MapRF: Weakly Supervised Online HD Map Construction via NeRF-Guided Self-Training
Hongyu Lyu, Thomas Monninger, Julie Stephany Berrio Perez, Mao Shan, Zhenxing Ming, Stewart Worrall
TL;DR
MapRF addresses the problem of online HD map construction without expensive 3D annotations by leveraging 2D image labels. It introduces a Map-Conditioned NeRF (MC-NeRF) to produce pseudo labels by jointly modeling geometry, semantics, and instances conditioned on map predictions, and a Map-to-Ray Matching (MRM) strategy to reduce concept drift during self-training.

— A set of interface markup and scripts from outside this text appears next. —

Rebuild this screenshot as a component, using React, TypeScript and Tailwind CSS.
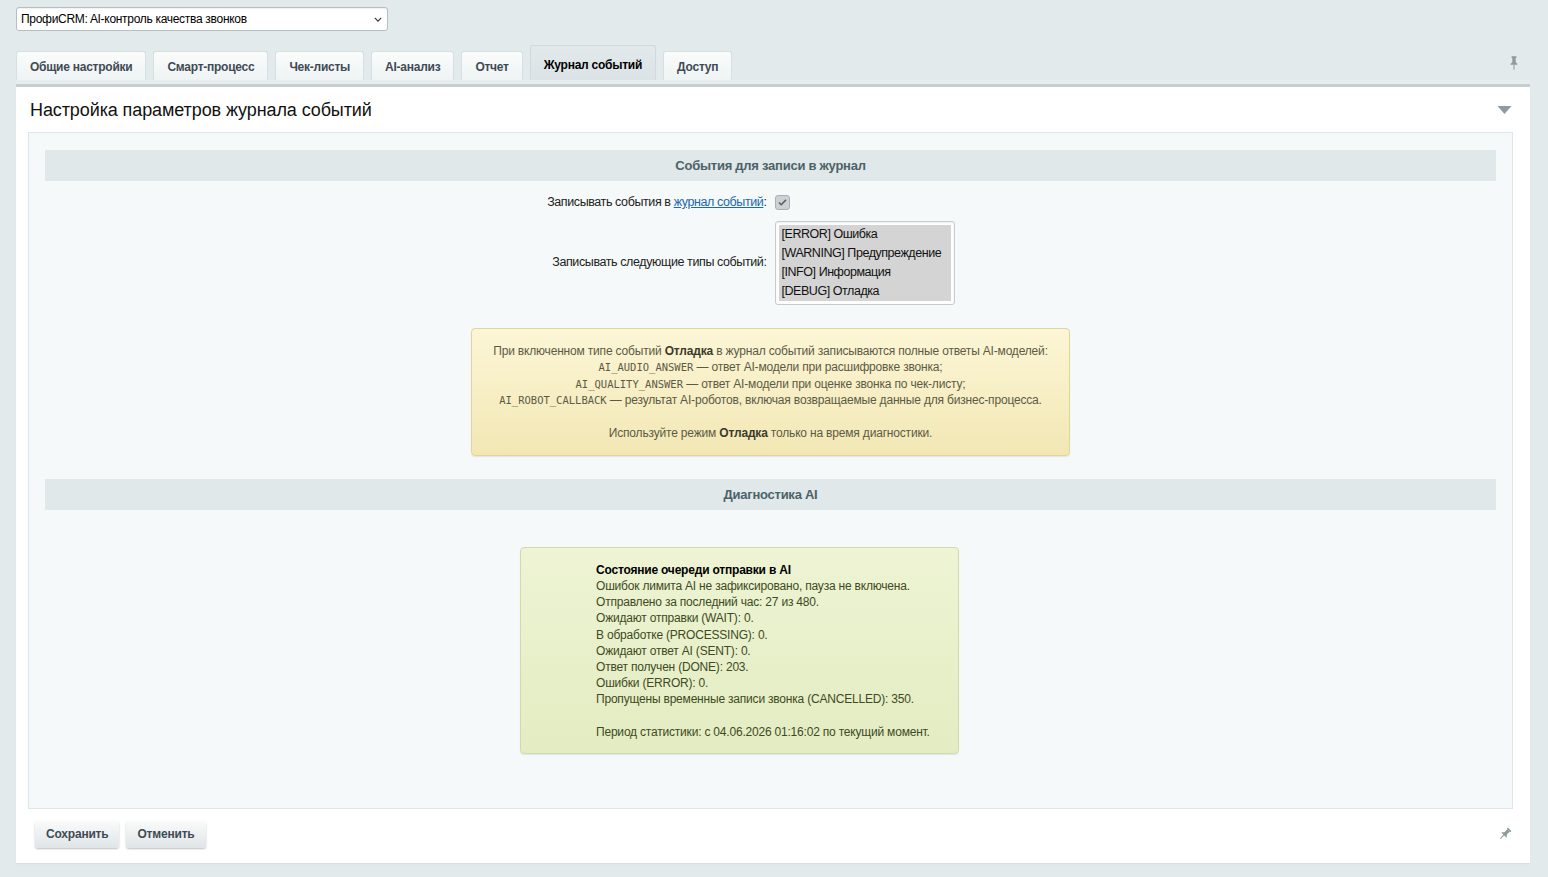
import React from "react";

const tabs = [
  "Общие настройки",
  "Смарт-процесс",
  "Чек-листы",
  "AI-анализ",
  "Отчет",
  "Журнал событий",
  "Доступ",
];

const eventTypes = [
  "[ERROR] Ошибка",
  "[WARNING] Предупреждение",
  "[INFO] Информация",
  "[DEBUG] Отладка",
];

const queueLines = [
  "Ошибок лимита AI не зафиксировано, пауза не включена.",
  "Отправлено за последний час: 27 из 480.",
  "Ожидают отправки (WAIT): 0.",
  "В обработке (PROCESSING): 0.",
  "Ожидают ответ AI (SENT): 0.",
  "Ответ получен (DONE): 203.",
  "Ошибки (ERROR): 0.",
  "Пропущены временные записи звонка (CANCELLED): 350.",
];

function PinIcon({ className }: { className?: string }) {
  return (
    <svg viewBox="0 0 12 16" className={className} fill="currentColor">
      <rect x="3" y="0" width="6" height="2" rx="0.5" />
      <path d="M4 2h4v5l2 2v1H2V9l2-2z" />
      <rect x="5.4" y="10" width="1.2" height="6" />
    </svg>
  );
}

function SectionHeader({ title }: { title: string }) {
  return (
    <div className="flex h-[31px] items-center justify-center bg-[#e0e8ea] text-[13px] font-bold tracking-[-0.25px] text-[#4b6267]">
      {title}
    </div>
  );
}

const mono = "font-['DejaVu_Sans_Mono',monospace] text-[10.5px] tracking-normal";

export default function App() {
  return (
    <div className="min-h-screen bg-[#e3eaec] pl-4 pr-[18px] pt-[7px] pb-[15px] font-['Liberation_Sans',Arial,sans-serif] text-[#000]">
      {/* module selector */}
      <div className="relative flex h-[24px] w-[372px] items-center rounded-[3px] border border-[#b5bfc3] bg-white pl-[4px] text-[12px] shadow-[inset_0_1px_1px_rgba(0,0,0,0.06)]">
        <span className="tracking-[-0.3px]">ПрофиCRM: AI-контроль качества звонков</span>
        <svg viewBox="0 0 10 6" className="absolute right-[5px] top-[9px] h-[5px] w-[8px] text-[#333]" fill="none" stroke="currentColor" strokeWidth="1.4">
          <path d="M1 1l4 4 4-4" />
        </svg>
      </div>

      {/* tabs */}
      <div className="mt-[14px] flex items-end">
        <div className="flex items-end gap-[7px]">
          {tabs.map((t) => {
            const active = t === "Журнал событий";
            return (
              <div
                key={t}
                className={
                  active
                    ? "flex h-[35px] items-center rounded-t-[3px] border border-b-0 border-[#d0d9dc] bg-gradient-to-b from-[#e3e9eb] to-[#dbe3e6] px-[13px] pt-[4px] text-[12px] font-bold tracking-[-0.25px] text-black"
                    : "flex h-[29px] items-center rounded-t-[3px] border border-b-0 border-[#d6dfe2] bg-gradient-to-b from-[#fbfcfc] to-[#eef3f4] px-[13px] pt-[1px] text-[12px] font-bold tracking-[-0.25px] text-[#3f4b54]"
                }
              >
                {t}
              </div>
            );
          })}
        </div>
        <div className="flex-1" />
        <PinIcon className="mb-[10px] mr-[11px] h-[14px] w-[10px] text-[#8d999d]" />
      </div>

      {/* main panel */}
      <div className="h-[4px] bg-[#e8eef0]" />
      <div className="border-t-[3px] border-[#c5cfd2] bg-white pb-[15px] shadow-[0_1px_1px_rgba(0,0,0,0.05)]">
        <div className="flex items-center justify-between pl-[14px] pr-[18px] pt-[11px] pb-[10px]">
          <h1 className="text-[18px] leading-[24px] tracking-[-0.1px] text-[#111]">
            Настройка параметров журнала событий
          </h1>
          <svg viewBox="0 0 14 8" className="h-[8px] w-[15px] text-[#8e9ba0]" fill="currentColor">
            <path d="M0 0h14L7 8z" />
          </svg>
        </div>

        <div className="mx-[12px] mr-[17px] border border-[#dde6e8] bg-[#f5f9f9] px-[16px] pt-[17px] pb-[54px]">
          <SectionHeader title="События для записи в журнал" />

          <div className="mt-[12px] grid grid-cols-[1fr_1fr] items-center gap-x-[8px] text-[12.5px] tracking-[-0.4px] text-[#222]">
            <div className="text-right">
              Записывать события в{" "}
              <a href="#" className="text-[#2067b0] underline">
                журнал событий
              </a>
              :
            </div>
            <div className="flex items-center">
              <span className="flex h-[15px] w-[15px] items-center justify-center rounded-[3px] border border-[#a9b1b4] bg-[#cdd1d3]">
                <svg viewBox="0 0 10 8" className="h-[7px] w-[9px] text-[#555c60]" fill="none" stroke="currentColor" strokeWidth="1.7">
                  <path d="M1 4l2.5 2.5L9 1" />
                </svg>
              </span>
            </div>

            <div className="mt-[9px] text-right">Записывать следующие типы событий:</div>
            <div className="mt-[9px]">
              <div className="w-[180px] rounded-[3px] border border-[#c5ccce] bg-white p-[3px] shadow-[inset_0_1px_2px_rgba(0,0,0,0.08)]">
                <div className="whitespace-nowrap bg-[#d4d4d4] pl-[3px] text-[12.5px] leading-[19px] tracking-[-0.45px] text-[#111]">
                  {eventTypes.map((e) => (
                    <div key={e}>{e}</div>
                  ))}
                </div>
              </div>
            </div>
          </div>

          <div className="mt-[23px] flex justify-center">
            <div className="w-[599px] rounded-[4px] border border-[#e2d59a] bg-gradient-to-b from-[#fcf6d6] to-[#f2e7b4] pt-[14px] pb-[13px] text-center text-[12px] leading-[16.5px] tracking-[-0.18px] text-[#5c5a45] shadow-[0_1px_1px_rgba(0,0,0,0.08)]">
              <div>
                При включенном типе событий <b className="text-[#3d3b2c]">Отладка</b> в журнал событий записываются полные ответы AI-моделей:
              </div>
              <div>
                <code className={mono}>AI_AUDIO_ANSWER</code> — ответ AI-модели при расшифровке звонка;
              </div>
              <div>
                <code className={mono}>AI_QUALITY_ANSWER</code> — ответ AI-модели при оценке звонка по чек-листу;
              </div>
              <div>
                <code className={mono}>AI_ROBOT_CALLBACK</code> — результат AI-роботов, включая возвращаемые данные для бизнес-процесса.
              </div>
              <div className="h-[16.5px]" />
              <div>
                Используйте режим <b className="text-[#3d3b2c]">Отладка</b> только на время диагностики.
              </div>
            </div>
          </div>

          <div className="mt-[23px]">
            <SectionHeader title="Диагностика AI" />
          </div>

          <div className="mt-[37px] pl-[475px]">
            <div className="w-[439px] rounded-[4px] border border-[#cfdcaa] bg-gradient-to-b from-[#eef4d4] to-[#e3ecc2] pl-[75px] pt-[14px] pb-[13px] text-[12px] leading-[16.2px] tracking-[-0.2px] text-[#3e4a22] shadow-[0_1px_1px_rgba(0,0,0,0.08)]">
              <div className="font-bold text-black">Состояние очереди отправки в AI</div>
              {queueLines.map((l) => (
                <div key={l}>{l}</div>
              ))}
              <div className="h-[16.2px]" />
              <div>Период статистики: с 04.06.2026 01:16:02 по текущий момент.</div>
            </div>
          </div>
        </div>

        <div className="mt-[12px] flex items-center pl-[19px] pr-[20px]">
          <div className="flex gap-[7px]">
            <button className="h-[27px] rounded-[3px] bg-gradient-to-b from-[#fafbfb] to-[#dfe5e7] px-[11px] text-[12px] font-bold tracking-[-0.2px] text-[#3f4b54] shadow-[0_1px_2px_rgba(0,0,0,0.25)]">
              Сохранить
            </button>
            <button className="h-[27px] rounded-[3px] bg-gradient-to-b from-[#fafbfb] to-[#dfe5e7] px-[11px] text-[12px] font-bold tracking-[-0.2px] text-[#3f4b54] shadow-[0_1px_2px_rgba(0,0,0,0.25)]">
              Отменить
            </button>
          </div>
          <div className="flex-1" />
          <PinIcon className="h-[14px] w-[10px] rotate-45 text-[#8d999d]" />
        </div>
      </div>
    </div>
  );
}
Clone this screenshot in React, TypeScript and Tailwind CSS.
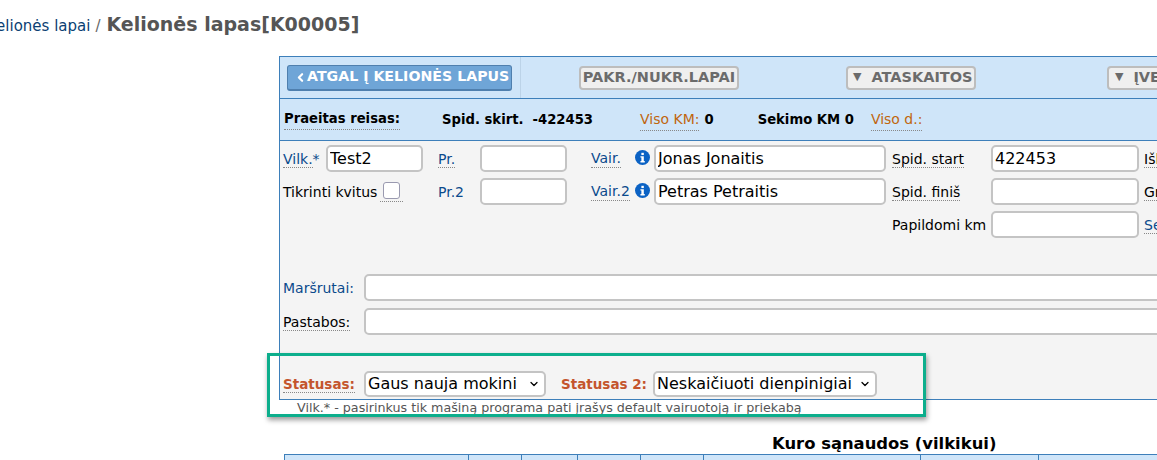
import { ChevronDown, ChevronLeft } from "lucide-react";

const font = "font-['DejaVu_Sans',sans-serif]";
const dotted = "border-b border-dotted border-[#888]";
const inputCls = "h-[27px] w-full rounded-[5px] border-2 border-[#c4c4c4] bg-white px-[2px] text-[16px] leading-none text-black outline-none";

function Info() {
  return (
    <svg viewBox="0 0 16 16" className="mb-[3px] h-[15px] w-[15px] shrink-0">
      <circle cx="8" cy="8" r="8" fill="#0b62c4" />
      <rect x="6.8" y="3" width="2.6" height="2.4" fill="#fff" />
      <path d="M5.8 6.6h3.6v5.2h1v1.4H5.8v-1.4h1V8H5.8z" fill="#fff" />
    </svg>
  );
}

function Label({ children, color = "text-[#0b4a8c]", underline = true }: { children: React.ReactNode; color?: string; underline?: boolean }) {
  return <span className={`text-[14px] leading-[18px] ${color} ${underline ? dotted : ""}`}>{children}</span>;
}

function NavButton({ children, className }: { children: React.ReactNode; className: string }) {
  return (
    <button className={`flex h-[24px] items-center rounded-[4px] border-2 border-[#bdbdbd] bg-[#efefef] text-[14.5px] font-bold whitespace-nowrap text-[#6b6b6b] ${className}`}>
      {children}
    </button>
  );
}

export default function App() {
  return (
    <div className={`h-[460px] w-[1157px] overflow-hidden bg-white ${font}`}>
      <div className="flex h-[56px] items-start pt-[12px] -ml-[13px] whitespace-nowrap">
        <span className="mt-[3px] text-[15px] text-[#0b3f73]">Kelionės lapai</span>
        <span className="mt-[3px] ml-[5px] text-[15px] text-[#666]">/</span>
        <span className="ml-[6px] text-[19px] font-bold leading-[24px] text-[#555]">Kelionės lapas[K00005]</span>
      </div>

      <div className="ml-[279px] w-[1100px]">
        <div className="border border-[#3d7fba]">
          <div className="flex h-[42px] items-center border-b border-[#3d7fba] bg-[#cfe5f9]">
            <div className="flex h-full w-[241px] items-center border-r border-[#bcd3e8] pl-[7px]">
              <button className="flex h-[26px] w-[225px] items-center rounded-[3px] border border-[#4f7fae] border-b-2 bg-[#6fa5d7] pl-[6px] text-[14.2px] font-bold whitespace-nowrap text-white">
                <ChevronLeft size={13} strokeWidth={4} />
                ATGAL Į KELIONĖS LAPUS
              </button>
            </div>
            <NavButton className="ml-[58px] w-[160px] justify-center">PAKR./NUKR.LAPAI</NavButton>
            <NavButton className="ml-[107px] w-[130px] gap-[10px] pl-[5px]"><span className="text-[11px]">▼</span>ATASKAITOS</NavButton>
            <NavButton className="ml-[131px] w-[130px] gap-[10px] pl-[6px]"><span className="text-[11px]">▼</span>ĮVEDIMAS</NavButton>
          </div>

          <div className="flex h-[42px] items-center border-b border-[#3d7fba] bg-[#cfe5f9] pl-[4px] text-[13.2px] whitespace-nowrap">
            <b className={`text-black ${dotted}`}>Praeitas reisas:</b>
            <b className="ml-[42px] text-black">Spid. skirt.</b>
            <b className="ml-[9px] text-black">-422453</b>
            <span className={`ml-[47px] text-[14px] text-[#c0660e] ${dotted}`}>Viso KM:</span>
            <b className="ml-[5px] text-black">0</b>
            <b className="ml-[44px] text-black">Sekimo KM 0</b>
            <span className={`ml-[17px] text-[14px] text-[#c0660e] ${dotted}`}>Viso d.:</span>
          </div>

          <div className="h-[258px] bg-[#f4f4f4] pl-[3px] pt-[4px]">
            <div className="grid grid-cols-[43px_97px_57px_87px_87px_232px_105px_148px_1fr] auto-rows-[27px] gap-y-[6px] items-center whitespace-nowrap">
              <div><Label>Vilk.</Label><span className="text-[14px] text-[#0b4a8c]">*</span></div>
              <input className={inputCls} defaultValue="Test2" />
              <div className="pl-[15px]"><Label>Pr.</Label></div>
              <input className={inputCls} />
              <div className="flex items-center justify-between pl-[24px] pr-[4px]"><Label>Vair.</Label><Info /></div>
              <input className={inputCls} defaultValue="Jonas Jonaitis" />
              <div className="pl-[6px]"><Label color="text-black">Spid. start</Label></div>
              <input className={inputCls} defaultValue="422453" />
              <div className="pl-[5px]"><Label color="text-black">Išlaidos</Label></div>

              <div className="col-span-2 flex items-center">
                <Label color="text-black" underline={false}>Tikrinti kvitus</Label>
                <span className={`ml-[3px] px-[3px] pb-[2px] ${dotted}`}>
                  <input type="checkbox" className="block h-[17px] w-[17px] appearance-none rounded-[3px] border border-[#9a9ab0] bg-white" />
                </span>
              </div>
              <div className="pl-[15px]"><Label underline={false}>Pr.2</Label></div>
              <input className={inputCls} />
              <div className="flex items-center justify-between pl-[24px] pr-[4px]"><Label>Vair.2</Label><Info /></div>
              <input className={inputCls} defaultValue="Petras Petraitis" />
              <div className="pl-[6px]"><Label color="text-black">Spid. finiš</Label></div>
              <input className={inputCls} />
              <div className="pl-[5px]"><Label color="text-black">Grupė</Label></div>

              <div className="col-start-7 pl-[6px]"><Label color="text-black" underline={false}>Papildomi km</Label></div>
              <input className={inputCls} />
              <div className="pl-[5px]"><Label>Sekimas</Label></div>
            </div>

            <div className="mt-[36px] flex flex-col gap-[7px]">
              <div className="flex items-center">
                <div className="w-[81px] shrink-0"><Label underline={false}>Maršrutai:</Label></div>
                <input className={inputCls} />
              </div>
              <div className="flex items-center">
                <div className="w-[81px] shrink-0"><Label color="text-black">Pastabos:</Label></div>
                <input className={inputCls} />
              </div>
            </div>

            <div className="mt-[36px] flex items-center whitespace-nowrap">
              <div className="w-[81px] shrink-0"><span className={`text-[13.5px] font-bold text-[#c4552d] ${dotted}`}>Statusas:</span></div>
              <div className="flex h-[26px] w-[182px] items-center justify-between rounded-[5px] border-2 border-[#c4c4c4] bg-white pl-[2px] pr-[4px] text-[16px] text-black">
                Gaus nauja mokini<ChevronDown size={12} strokeWidth={2.5} />
              </div>
              <b className="ml-[15px] w-[92px] text-[13.5px] text-[#c4552d]">Statusas 2:</b>
              <div className="flex h-[26px] w-[224px] items-center justify-between rounded-[5px] border-2 border-[#c4c4c4] bg-white pl-[2px] pr-[4px] text-[16px] text-black">
                Neskaičiuoti dienpinigiai<ChevronDown size={12} strokeWidth={2.5} />
              </div>
            </div>
          </div>
        </div>

        <p className="pl-[18px] text-[12.7px] leading-[16px] text-[#555]">Vilk.* - pasirinkus tik mašiną programa pati įrašys default vairuotoją ir priekabą</p>
        <h2 className="mt-[18px] ml-[493px] text-[16.4px] font-bold leading-[20px] whitespace-nowrap text-black">Kuro sąnaudos (vilkikui)</h2>
        <div className="ml-[5px] grid h-[40px] grid-cols-[184px_53px_56px_63px_63px_217px_118px_1fr] border-l border-t border-[#3d7fba] bg-[#cfe5f9] *:border-r *:border-[#3d7fba]">
          <div /><div /><div /><div /><div /><div /><div /><div />
        </div>
      </div>

      <div className="pointer-events-none absolute left-[267px] top-[353px] h-[64px] w-[659px] border-[3px] border-[#0cae8c] shadow-[1px_3px_5px_rgba(0,0,0,0.4)]" />
    </div>
  );
}
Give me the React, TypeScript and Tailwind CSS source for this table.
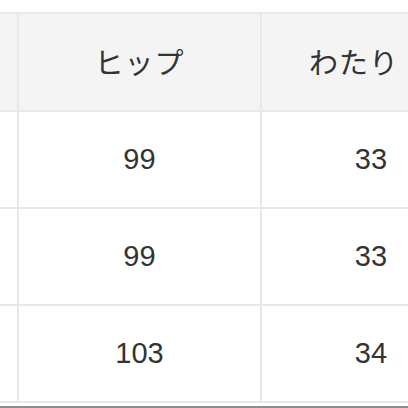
const rows = [
  ["99", "33"],
  ["99", "33"],
  ["103", "34"],
];

export default function App() {
  return (
    <div
      className="w-[408px] h-[408px] overflow-hidden bg-white pt-[12px] text-[#333333]"
      style={{ fontFamily: '"Liberation Sans", "Noto Sans CJK JP", sans-serif' }}
    >
      <div className="w-[480px]">
        {/* header */}
        <div className="flex h-[98px] border-t-2 border-[#e8e8e8] bg-[#f4f4f4]">
          <div className="w-[19px] border-r-2 border-[#e8e8e8]" />
          <div className="w-[243px] border-r-2 border-[#e8e8e8] flex items-center justify-center text-[29px] tracking-[1px] font-['Noto_Sans_CJK_JP']">
            ヒップ
          </div>
          <div className="w-[218px] flex items-center justify-center pr-[34px] text-[29px] tracking-[1px] font-['Noto_Sans_CJK_JP']">
            わたり
          </div>
        </div>
        {rows.map((r, i) => (
          <div key={i} className="flex h-[97px] border-t-2 border-[#e8e8e8] bg-white">
            <div className="w-[19px] border-r-2 border-[#e8e8e8]" />
            <div className="w-[243px] border-r-2 border-[#e8e8e8] flex items-center justify-center text-[29px]">
              {r[0]}
            </div>
            <div className="w-[218px] flex items-center justify-center text-[29px]">
              {r[1]}
            </div>
          </div>
        ))}
        <div className="h-[5px] border-t-2 border-[#e8e8e8]" />
        <div className="h-[6px] bg-[#8c8c8c]" />
      </div>
    </div>
  );
}
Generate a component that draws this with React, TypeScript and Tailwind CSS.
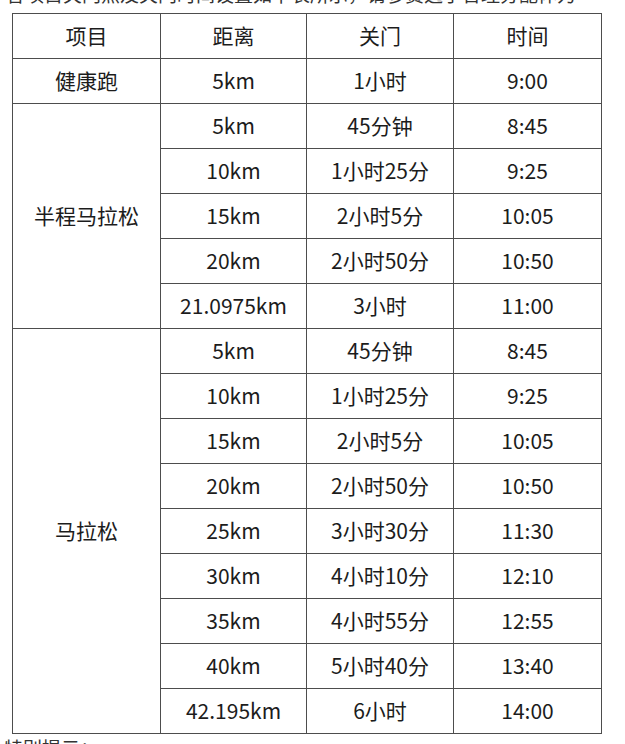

Through a three-stage pipeline—weak-label initialization, NeRF-based pseudo-label generation, and iterative self-training—MapRF achieves competitive results on Argoverse 2 and nuScenes, reaching about 50% mAP on BEV/3D maps without 3D labels and outperforming several 2D-label baselines. These findings demonstrate the practicality of scalable, cost-efficient, online HD map construction for autonomous driving and open avenues for further improvements with alternative 3D representations.
Abstract
Autonomous driving systems benefit from high-definition (HD) maps that provide critical information about road infrastructure. The online construction of HD maps offers a scalable approach to generate local maps from on-board sensors. However, existing methods typically rely on costly 3D map annotations for training, which limits their generalization and scalability across diverse driving environments. In this work, we propose MapRF, a weakly supervised framework that learns to construct 3D maps using only 2D image labels. To generate high-quality pseudo labels, we introduce a novel Neural Radiance Fields (NeRF) module conditioned on map predictions, which reconstructs view-consistent 3D geometry and semantics. These pseudo labels are then iteratively used to refine the map network in a self-training manner, enabling progressive improvement without additional supervision. Furthermore, to mitigate error accumulation during self-training, we propose a Map-to-Ray Matching strategy that aligns map predictions with camera rays derived from 2D labels. Extensive experiments on the Argoverse 2 and nuScenes datasets demonstrate that MapRF achieves performance comparable to fully supervised methods, attaining around 75% of the baseline while surpassing several approaches using only 2D labels. This highlights the potential of MapRF to enable scalable and cost-effective online HD map construction for autonomous driving.